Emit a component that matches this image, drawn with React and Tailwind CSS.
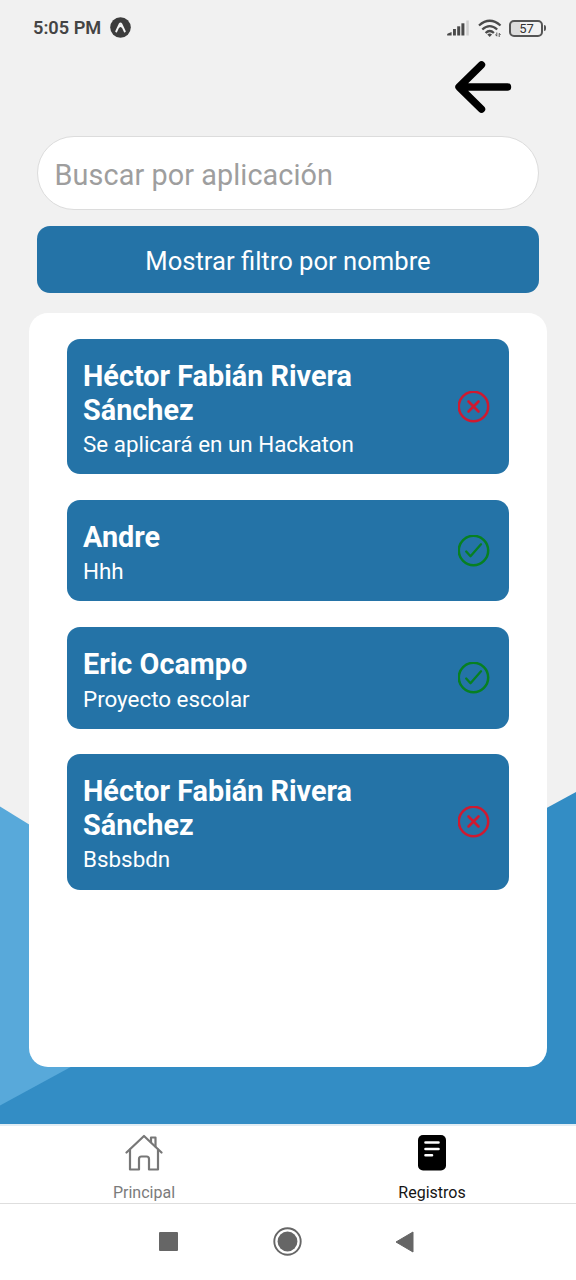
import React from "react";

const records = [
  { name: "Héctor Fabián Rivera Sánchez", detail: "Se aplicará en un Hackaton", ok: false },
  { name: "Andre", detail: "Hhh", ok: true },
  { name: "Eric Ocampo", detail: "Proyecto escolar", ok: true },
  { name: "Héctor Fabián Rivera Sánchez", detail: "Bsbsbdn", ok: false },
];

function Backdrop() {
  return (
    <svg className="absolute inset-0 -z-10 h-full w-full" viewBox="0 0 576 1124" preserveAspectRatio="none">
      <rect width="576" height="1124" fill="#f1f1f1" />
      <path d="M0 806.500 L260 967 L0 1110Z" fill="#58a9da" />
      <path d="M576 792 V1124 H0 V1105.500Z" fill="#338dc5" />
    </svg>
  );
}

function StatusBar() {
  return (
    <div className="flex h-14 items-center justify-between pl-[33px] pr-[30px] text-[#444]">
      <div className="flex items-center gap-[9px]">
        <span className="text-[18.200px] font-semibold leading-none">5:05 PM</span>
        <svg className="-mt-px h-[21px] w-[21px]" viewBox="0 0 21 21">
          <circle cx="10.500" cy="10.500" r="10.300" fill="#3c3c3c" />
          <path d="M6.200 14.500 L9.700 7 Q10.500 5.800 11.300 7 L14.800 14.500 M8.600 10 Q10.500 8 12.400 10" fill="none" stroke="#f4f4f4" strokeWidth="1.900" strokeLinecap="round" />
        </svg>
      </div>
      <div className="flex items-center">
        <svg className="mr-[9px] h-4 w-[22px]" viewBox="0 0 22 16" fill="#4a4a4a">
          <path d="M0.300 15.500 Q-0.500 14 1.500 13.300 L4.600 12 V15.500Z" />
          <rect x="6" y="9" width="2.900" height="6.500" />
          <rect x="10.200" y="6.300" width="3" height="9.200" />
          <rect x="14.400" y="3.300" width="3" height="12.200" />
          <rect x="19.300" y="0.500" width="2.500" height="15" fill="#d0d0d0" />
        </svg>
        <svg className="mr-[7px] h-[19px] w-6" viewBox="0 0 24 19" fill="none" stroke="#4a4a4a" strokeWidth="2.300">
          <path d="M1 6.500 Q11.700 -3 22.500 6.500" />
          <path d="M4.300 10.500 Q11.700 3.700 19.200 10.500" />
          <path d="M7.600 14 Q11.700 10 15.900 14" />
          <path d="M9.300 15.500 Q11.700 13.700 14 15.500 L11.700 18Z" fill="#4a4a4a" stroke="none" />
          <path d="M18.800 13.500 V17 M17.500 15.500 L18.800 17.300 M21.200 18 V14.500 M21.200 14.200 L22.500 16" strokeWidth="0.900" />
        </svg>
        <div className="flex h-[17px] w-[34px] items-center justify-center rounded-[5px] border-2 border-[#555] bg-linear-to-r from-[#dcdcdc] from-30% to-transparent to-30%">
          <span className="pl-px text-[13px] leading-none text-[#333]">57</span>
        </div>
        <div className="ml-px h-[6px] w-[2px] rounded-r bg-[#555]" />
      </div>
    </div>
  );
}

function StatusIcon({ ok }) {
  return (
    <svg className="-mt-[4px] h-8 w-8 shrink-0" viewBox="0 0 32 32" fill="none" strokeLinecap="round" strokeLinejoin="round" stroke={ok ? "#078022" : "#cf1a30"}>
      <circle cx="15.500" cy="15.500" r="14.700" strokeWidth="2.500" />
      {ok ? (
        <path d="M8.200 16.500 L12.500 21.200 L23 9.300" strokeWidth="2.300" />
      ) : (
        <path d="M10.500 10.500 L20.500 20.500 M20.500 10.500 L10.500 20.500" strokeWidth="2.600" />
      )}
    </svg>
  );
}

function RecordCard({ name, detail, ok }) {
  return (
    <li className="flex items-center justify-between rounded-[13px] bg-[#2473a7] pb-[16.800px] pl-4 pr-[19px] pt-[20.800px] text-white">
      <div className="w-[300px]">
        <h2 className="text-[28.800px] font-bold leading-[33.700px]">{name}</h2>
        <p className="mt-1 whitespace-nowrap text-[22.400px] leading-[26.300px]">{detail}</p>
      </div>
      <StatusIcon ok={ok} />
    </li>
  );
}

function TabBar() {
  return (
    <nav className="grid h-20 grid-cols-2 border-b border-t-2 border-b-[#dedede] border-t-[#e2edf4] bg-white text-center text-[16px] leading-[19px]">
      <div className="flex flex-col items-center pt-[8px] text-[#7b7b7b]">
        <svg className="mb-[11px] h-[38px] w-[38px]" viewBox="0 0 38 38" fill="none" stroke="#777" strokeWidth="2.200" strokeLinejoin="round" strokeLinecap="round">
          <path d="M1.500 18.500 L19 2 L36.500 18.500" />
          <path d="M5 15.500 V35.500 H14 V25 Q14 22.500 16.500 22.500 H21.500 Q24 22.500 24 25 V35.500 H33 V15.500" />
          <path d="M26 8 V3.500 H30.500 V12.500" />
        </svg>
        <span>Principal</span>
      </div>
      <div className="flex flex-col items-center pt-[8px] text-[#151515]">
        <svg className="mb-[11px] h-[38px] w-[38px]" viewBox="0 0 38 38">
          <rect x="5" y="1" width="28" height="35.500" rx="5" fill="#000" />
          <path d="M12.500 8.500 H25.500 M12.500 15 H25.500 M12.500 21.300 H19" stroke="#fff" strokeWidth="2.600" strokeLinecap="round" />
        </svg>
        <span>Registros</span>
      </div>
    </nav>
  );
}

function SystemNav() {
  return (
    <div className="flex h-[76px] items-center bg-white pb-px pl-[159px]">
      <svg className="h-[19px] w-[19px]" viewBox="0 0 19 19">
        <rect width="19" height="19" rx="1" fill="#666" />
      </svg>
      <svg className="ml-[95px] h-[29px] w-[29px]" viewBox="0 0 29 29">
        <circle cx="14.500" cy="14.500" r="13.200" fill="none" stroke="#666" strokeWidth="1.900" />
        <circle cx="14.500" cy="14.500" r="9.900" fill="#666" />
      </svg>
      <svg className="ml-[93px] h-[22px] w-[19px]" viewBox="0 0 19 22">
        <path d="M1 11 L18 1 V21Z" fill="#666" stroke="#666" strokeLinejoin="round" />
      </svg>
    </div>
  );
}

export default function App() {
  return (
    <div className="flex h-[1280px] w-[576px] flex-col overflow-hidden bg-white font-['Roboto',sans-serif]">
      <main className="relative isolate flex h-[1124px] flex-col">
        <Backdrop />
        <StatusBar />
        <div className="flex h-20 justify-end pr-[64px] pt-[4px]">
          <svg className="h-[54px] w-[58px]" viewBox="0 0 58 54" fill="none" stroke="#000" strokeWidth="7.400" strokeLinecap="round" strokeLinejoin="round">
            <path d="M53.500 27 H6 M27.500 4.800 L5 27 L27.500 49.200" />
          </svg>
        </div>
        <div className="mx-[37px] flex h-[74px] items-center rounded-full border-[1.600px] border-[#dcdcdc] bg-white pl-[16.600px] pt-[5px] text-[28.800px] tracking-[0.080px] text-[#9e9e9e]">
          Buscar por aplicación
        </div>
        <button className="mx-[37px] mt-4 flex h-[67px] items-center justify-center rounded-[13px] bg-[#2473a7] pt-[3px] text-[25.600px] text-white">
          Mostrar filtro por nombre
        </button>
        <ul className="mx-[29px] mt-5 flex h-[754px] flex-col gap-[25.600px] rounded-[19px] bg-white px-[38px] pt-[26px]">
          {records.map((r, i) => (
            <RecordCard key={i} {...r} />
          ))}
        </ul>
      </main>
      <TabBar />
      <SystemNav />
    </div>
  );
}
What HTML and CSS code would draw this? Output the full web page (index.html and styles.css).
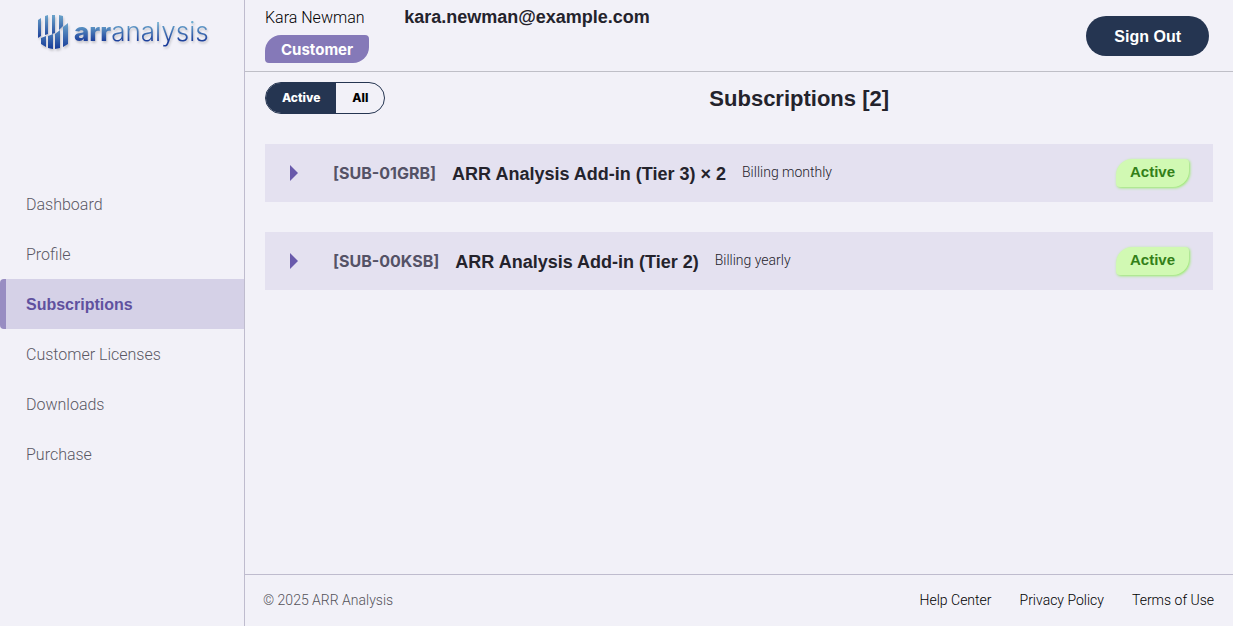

***

TASK BRIEF> From the records above, pull out each line that has "full".

OUTPUT FOR THIS EXERCISE>
    <svg className="absolute inset-0 -z-10 h-full w-full" viewBox="0 0 576 1124" preserveAspectRatio="none">
        <div className="mx-[37px] flex h-[74px] items-center rounded-full border-[1.600px] border-[#dcdcdc] bg-white pl-[16.600px] pt-[5px] text-[28.800px] tracking-[0.080px] text-[#9e9e9e]">
What HTML and CSS code would draw this? Output the full web page (index.html and styles.css).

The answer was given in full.